- Born: November 1, 1896 Bridesburg, Pennsylvania, U.S.
- Died: December 18, 1971 (aged 75) New Haven, Connecticut, U.S.
- Other names: Chinese: 傅师德, 欧内斯特·福斯特
- Education: Princeton University (1917)
- Occupations: Episcopal missionary, pastor
- Known for: Secretary-General, International Red Cross Committee of Nanking (1937–1938) and Secretary, Nanking International Relief Committee (1938–1939) during the Nanjing Massacre
- Spouse: Clarissa Townsend (m. 1936)

Religious life
- Religion: Episcopal
- Church: St.
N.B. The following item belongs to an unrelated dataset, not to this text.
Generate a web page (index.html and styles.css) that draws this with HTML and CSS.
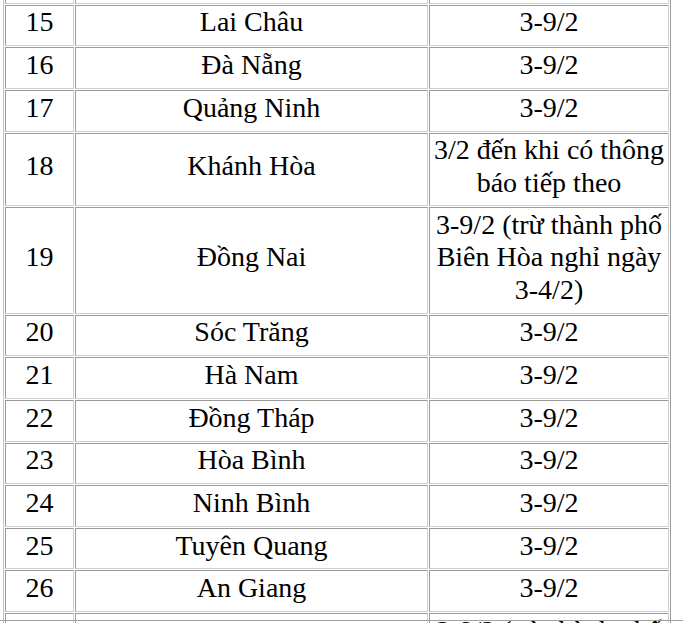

Paul's Church, Nanjing, Christ Episcopal Church, Smithfield

= Ernest Forster =

American Christian missionary to China (1896–1971)

Ernest Herman Forster (November 1, 1896 – December 18, 1971, 傅师德, 欧内斯特·福斯特), was an American Episcopal missionary. He held the position of secretary-general of the International Red Cross Committee of Nanking during the Nanjing Massacre.

== Biography ==
Ernest Forster, born in Bridesburg, Pennsylvania in 1895, graduated from Princeton University in 1917. He served as an assistant at St. Paul's School in Baltimore for two years before being dispatched by the Episcopal Church to China as a missionary in 1920, where he taught at Mahan School in Yangzhou. In 1936, he wed Clarissa Townsend in Boston, after which the couple returned to Yangzhou.

A month prior to the Nanjing Massacre, Ernest and Clarissa Forster arrived in Nanjing to assume the roles of pastors at St. Paul's Church, Nanjing. Clarissa subsequently journeyed to Hankou at the end of November, reaching Shanghai via Hong Kong in mid-January of the subsequent year. Ernest Forster, alongside John Gillespie Magee, held the position of Secretary General of the Nanjing Committee of the International Red Cross. In July 1938, Ernest Forster succeeded Lewis S. C. Smythe as Secretary of the Nanking International Relief Committee, and in April 1939, he departed from Nanjing.

In 1942, Forster returned to the United States along with 13 other missionaries under terms arranged by the Japanese occupying forces in Shanghai. Upon returning, he worked as a chaplain at Virginia Episcopal School in Lynchburg, Virginia, and as priest at Christ Episcopal Church, Smithfield.

Following a stroke in 1971, Forster died at home in New Haven, Connecticut, on December 18, 1971.